Als erste Nahrung gab es für den kleinen Nager Katzenbabymilch mit Fencheltee und Honig per kleiner Spritze. Alle zwei Stunden fütterte das Paar abwechselnd das Eichhörnchen. Eingewickelt in eine warme Decke übernahm Karl Grüneis die späteren Fütterungen bis nachts um zwölf Uhr. Um zwei und vier Uhr in der Nacht stand seine Frau auf und verpflegte das Tier. „Es war ein bisschen so wie mit unseren Kindern, als sie Babys waren“, sagt Anita Grüneis mit einem Schmunzeln.

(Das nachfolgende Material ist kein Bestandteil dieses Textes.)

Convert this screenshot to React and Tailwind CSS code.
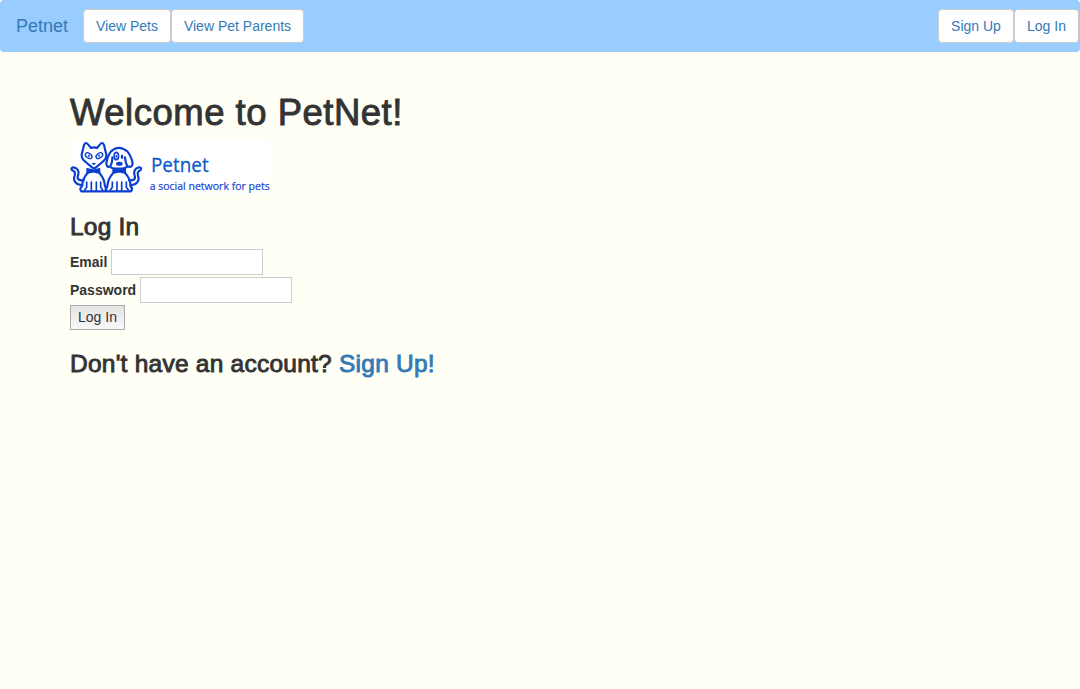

Doch immer wieder bereitete Fridolin seinen Zieheltern auch Sorgen. Als er einen harten Bauch bekam, reagierten sie alarmiert. Die Recherche ergab, dass Eichhörnchen sterben können, wenn sie einen harten Bauch bekommen. Und so massierten die Grüneis den Bauch des Kleinen abwechselnd die ganze Nacht lang. Erleichterung stellte sich ein, als es ihm morgens besser ging. In der Apotheke besorgte Anita Grüneis zusätzlich noch auf die Empfehlung der Apothekerin ein Mittel gegen Blähungen für Kinder. Einen Schreck bekam das Paar auch, als einmal die Handtücher in Fridolins Korb voller Blut waren. Er hatte sich mit seinen Zähnchen selbst verletzt.

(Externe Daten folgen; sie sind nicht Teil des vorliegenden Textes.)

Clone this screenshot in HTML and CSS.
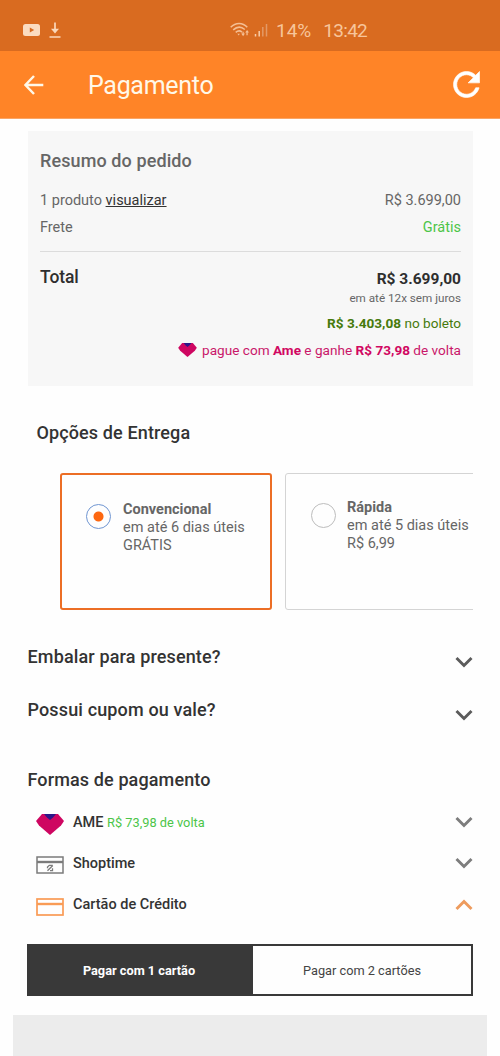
FILE: index.html
```html
<!DOCTYPE html>
<html lang="pt-BR">
<head>
<meta charset="utf-8">
<title>Pagamento</title>
<link rel="stylesheet" href="styles.css">
</head>
<body>
<div class="status">
  <svg class="status-video" viewBox="0 0 17 12" width="17" height="12"><rect width="17" height="12" rx="2.5" fill="#fbdcc0"/><path d="M6.8 3.6v5l4.4-2.5z" fill="#d96b20"/></svg>
  <svg class="status-download" viewBox="0 0 12 16" width="12" height="16"><path d="M6 .5v8M.5 15h11" stroke="#fbd8ba" stroke-width="1.7" fill="none"/><path d="M2 6.7h8l-4 4.8z" fill="#fbd8ba"/></svg>
  <svg class="status-wifi" viewBox="0 0 20 16" width="20" height="16"><g fill="none" stroke="#f5bf94" stroke-width="1.5"><path d="M.7 5.2c5-5 11.800-5 16.600 0"/><path d="M3.200 7.900c3.700-3.400 8.100-3.400 11.600-.4"/><path d="M5.700 10.300c2.200-1.800 4.500-1.800 6.300-.2"/></g><path d="M7.300 11.800l1.500 1.800 1-1.800zM11.200 11.600h1.300V9.800h1.200v1.800H15l-1.900 2.700zM15.200 10.600h1.200v2.600h1.300v-2.600H19L17.100 8z" fill="#f5bf94"/></svg>
  <svg class="status-signal" viewBox="0 0 14 14" width="14" height="14"><path d="M1.500 11v2.500M5.200 8v5.500" stroke="#f8cca8" stroke-width="1.500"/><path d="M8.800 4v9.500M12.500 1v12.500" stroke="#e39966" stroke-width="1.500"/></svg>
  <span class="status-battery">14%</span>
  <span class="status-time">13:42</span>
</div>
<header class="bar">
  <svg viewBox="0 0 20 20" width="20" height="20" fill="none" stroke="#fff8e8" stroke-width="2.500"><path d="M19.300 10H2M10 1L1.400 10l8.600 9"/></svg>
  <h1 class="bar-title">Pagamento</h1>
  <svg class="bar-reload" viewBox="3.700 3.700 16.600 16.600" width="27" height="27"><path d="M17.650 6.350C16.200 4.900 14.210 4 12 4c-4.420 0-7.990 3.580-7.990 8s3.570 8 7.990 8c3.730 0 6.840-2.550 7.730-6h-2.080c-.82 2.330-3.040 4-5.650 4-3.310 0-6-2.690-6-6s2.690-6 6-6c1.660 0 3.140.69 4.220 1.780L13 11h7V4z" fill="#fff" stroke="#fff" stroke-width=".4"/></svg>
</header>
<main class="page">
  <section class="summary">
    <h2 class="summary-title">Resumo do pedido</h2>
    <div class="row products"><span>1 produto <a class="view">visualizar</a></span><span class="price">R$ 3.699,00</span></div>
    <div class="row shipping"><span>Frete</span><span class="free">Grátis</span></div>
    <div class="row total"><span class="total-label">Total</span><span class="total-value">R$ 3.699,00</span></div>
    <div class="installments">em até 12x sem juros</div>
    <div class="boleto"><b>R$ 3.403,08</b> no boleto</div>
    <div class="ame">
      <svg viewBox="0 0 28 21" width="19" height="14"><path d="M6 0h16l6 7-3 4.500L14 21 3 11.500 0 7z" fill="#ce0661"/><path d="M8 0h12l-3 3.500L14 6l-3-2.500z" fill="#2c1788"/></svg>
      <span>pague com <b>Ame</b> e ganhe <b>R$ 73,98</b> de volta</span>
    </div>
  </section>

  <h2 class="delivery-title">Opções de Entrega</h2>
  <div class="options">
    <label class="option selected">
      <span class="radio"></span>
      <span><b>Convencional</b><br>em até 6 dias úteis<br>GRÁTIS</span>
    </label>
    <label class="option">
      <span class="radio"></span>
      <span><b>Rápida</b><br>em até 5 dias úteis<br>R$ 6,99</span>
    </label>
  </div>

  <div class="fold gift"><span>Embalar para presente?</span><svg class="chevron" viewBox="0 0 18 12" width="18" height="12"><path d="M1.500 2L9 9.500 16.500 2"/></svg></div>
  <div class="fold coupon"><span>Possui cupom ou vale?</span><svg class="chevron" viewBox="0 0 18 12" width="18" height="12"><path d="M1.500 2L9 9.500 16.500 2"/></svg></div>

  <h2 class="methods-title">Formas de pagamento</h2>
  <div class="method">
    <svg class="method-icon heart" viewBox="0 0 28 21" width="28" height="21"><path d="M6 0h16l6 7-3 4.500L14 21 3 11.500 0 7z" fill="#ce0661"/><path d="M8 0h12l-3 3.500L14 6l-3-2.500z" fill="#2c1788"/></svg>
    <span class="method-name">AME <span class="cashback">R$ 73,98 de volta</span></span>
    <svg class="chevron light" viewBox="0 0 18 12" width="18" height="12"><path d="M1.500 2L9 9.500 16.500 2"/></svg>
  </div>
  <div class="method">
    <svg class="method-icon" viewBox="0 0 28 18" width="28" height="18" fill="none" stroke="#7b7b7b" stroke-width="1.500"><rect x="1" y="1" width="26" height="16"/><path d="M1 6h26" stroke-width="2.400"/><path d="M11.500 12.300v-1.300l1.800-1.700h3.500M11.500 14.800l5.300-5.300M14 14.700h2.500v-2.500" stroke-width="1.300"/></svg>
    <span class="method-name">Shoptime</span>
    <svg class="chevron light" viewBox="0 0 18 12" width="18" height="12"><path d="M1.500 2L9 9.500 16.500 2"/></svg>
  </div>
  <div class="method">
    <svg class="method-icon" viewBox="0 0 28 18" width="28" height="18" fill="none" stroke="#f99b55" stroke-width="1.700"><rect x="1" y="1" width="26" height="16"/><path d="M1 6h26" stroke-width="2.400"/></svg>
    <span class="method-name">Cartão de Crédito</span>
    <svg class="chevron open" viewBox="0 0 18 12" width="18" height="12"><path d="M1.500 10L9 2.500l7.500 7.500"/></svg>
  </div>

  <div class="tabs">
    <div class="tab active">Pagar com 1 cartão</div>
    <div class="tab">Pagar com 2 cartões</div>
  </div>
</main>
<div class="panel"></div>
</body>
</html>
```

FILE: styles.css
```css
* { box-sizing: border-box; }
body {
  margin: 0;
  height: 1056px;
  overflow: hidden;
  display: flex;
  flex-direction: column;
  background: #fefefe;
  color: #666;
  font-family: Roboto, sans-serif;
  white-space: nowrap;
}
h1, h2 { margin: 0; font-weight: 500; }
svg { flex: none; display: block; }
b { font-weight: 700; }

.status {
  height: 51px;
  flex: none;
  padding: 9px 0 0 23px;
  display: flex;
  align-items: center;
  background: #d96b20;
  color: #f7c59b;
  font-size: 19px;
}
.status-download { margin-left: 9px; }
.status-wifi { margin-left: 169px; }
.status-signal { margin-left: 4px; }
.status-battery { margin-left: 8px; }
.status-time { margin-left: 12px; letter-spacing: -.7px; }

.bar {
  height: 68px;
  flex: none;
  padding: 0 20px 0 24px;
  display: flex;
  align-items: center;
  background: #ff8427;
  border-bottom: 1px solid #f9a566;
}
.bar-title {
  margin-left: 44px;
  padding-top: 2px;
  color: #fff8e8;
  font-size: 25px;
  letter-spacing: -.3px;
  font-weight: 400;
}
.bar-reload { margin-left: auto; }

.page {
  flex: none;
  margin: 12px 27px 0;
}
.summary {
  height: 255px;
  padding: 18px 12px 0;
  margin-left: 1px;
  background: #f7f7f7;
  font-size: 14.500px;
}
.summary-title { font-size: 18px; line-height: 24px; letter-spacing: .1px; }
.row { display: flex; justify-content: space-between; }
.products { margin-top: 15px; line-height: 26px; }
.view { color: #333; text-decoration: underline; }
.shipping {
  height: 38px;
  line-height: 27px;
  border-bottom: 1px solid #dcdcdc;
}
.free { color: #4cc549; }
.total { padding-top: 12px; line-height: 26px; color: #2e2e2e; }
.total-label { font-size: 17.500px; font-weight: 500; letter-spacing: -.1px; }
.total-value { padding-top: 2px; font-size: 15.500px; font-weight: 700; }
.installments { font-size: 11.700px; line-height: 12px; text-align: right; }
.boleto { margin-top: 9px; font-size: 13.600px; line-height: 21px; color: #467a0b; text-align: right; }
.ame {
  margin-top: 6px;
  display: flex;
  justify-content: flex-end;
  align-items: center;
  gap: 5px;
  font-size: 13.600px;
  line-height: 20px;
  color: #c9176a;
}
.ame b { color: #d10761; }

.delivery-title {
  margin: 35px 0 0 9.500px;
  font-size: 18px;
  line-height: 24px;
  letter-spacing: .12px;
  color: #333;
}
.options {
  margin: 28px 0 0 33px;
  display: flex;
  gap: 13px;
  overflow: hidden;
}
.option {
  width: 212px;
  height: 137px;
  flex: none;
  padding: 25px 0 0 25px;
  display: flex;
  gap: 11px;
  border: 1.500px solid #d4d4d4;
  border-radius: 3px;
  font-size: 14.500px;
  line-height: 18px;
}
.option.selected { padding: 26px 0 0 24px; gap: 12px; border: 2px solid #ec6e25; }
.radio {
  width: 25px;
  height: 25px;
  margin-top: 4px;
  flex: none;
  border: 1.500px solid #bdbdbd;
  border-radius: 50%;
}
.selected .radio {
  margin-top: 3px;
  border-color: #7096d2;
  background: radial-gradient(circle, #fd6811 4.500px, transparent 5.500px);
}

.fold {
  display: flex;
  justify-content: space-between;
  padding-left: .5px;
  font-size: 18px;
  line-height: 24px;
  letter-spacing: .14px;
  font-weight: 500;
  color: #333;
}
.gift { margin-top: 35px; }
.coupon { margin-top: 29px; }
.fold .chevron { margin-top: 11px; }
.chevron { fill: none; stroke: #5b5b5b; stroke-width: 2.900; }
.chevron.light { stroke: #7d7d7d; }
.chevron.open { stroke: #ee9b5d; }
.methods-title {
  margin: 46px 0 10px;
  padding-left: .5px;
  font-size: 18px;
  line-height: 24px;
  letter-spacing: .12px;
  color: #333;
}
.method {
  height: 41.400px;
  display: flex;
  align-items: flex-start;
  padding: 10px 0 0 9px;
}
.method-icon { margin-top: 3px; }
.method-icon.heart { margin-top: 2px; }
.method-name {
  margin-left: 9px;
  padding-top: .5px;
  font-size: 14.500px;
  line-height: 20px;
  font-weight: 500;
  color: #333;
}
.cashback { font-size: 12.800px; font-weight: 400; color: #4cc549; }
.method .chevron { margin: 4px 0 0 auto; }

.tabs {
  height: 52px;
  margin-top: 18px;
  display: flex;
  border: 2px solid #393939;
}
.tab {
  flex: 1;
  display: flex;
  align-items: center;
  justify-content: center;
  font-size: 12.750px;
  color: #444;
}
.tab.active {
  flex: none;
  width: 224px;
  padding-right: 4px;
  background: #393939;
  color: #fff;
  font-weight: 700;
}
.panel { flex: 1; margin: 19px 13px 0; background: #ececec; }
```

Doch trotz einiger Zwischenfälle brachten die Grüneis den kleinen Fridolin durch, sodass er immer aktiver und aufgeweckter wurde.
„Wir hatten schon oft Sorgen“, sagt Anita Grüneis. „Aber jetzt ist er ein richtiger Rowdy“, fügt ihr Mann hinzu. Als er fitter wurde, startete der Kleine seine ersten Streifzüge durchs Haus, fing langsam an, festere Nahrung zu fressen, und versteckte das Essen überall im Haus.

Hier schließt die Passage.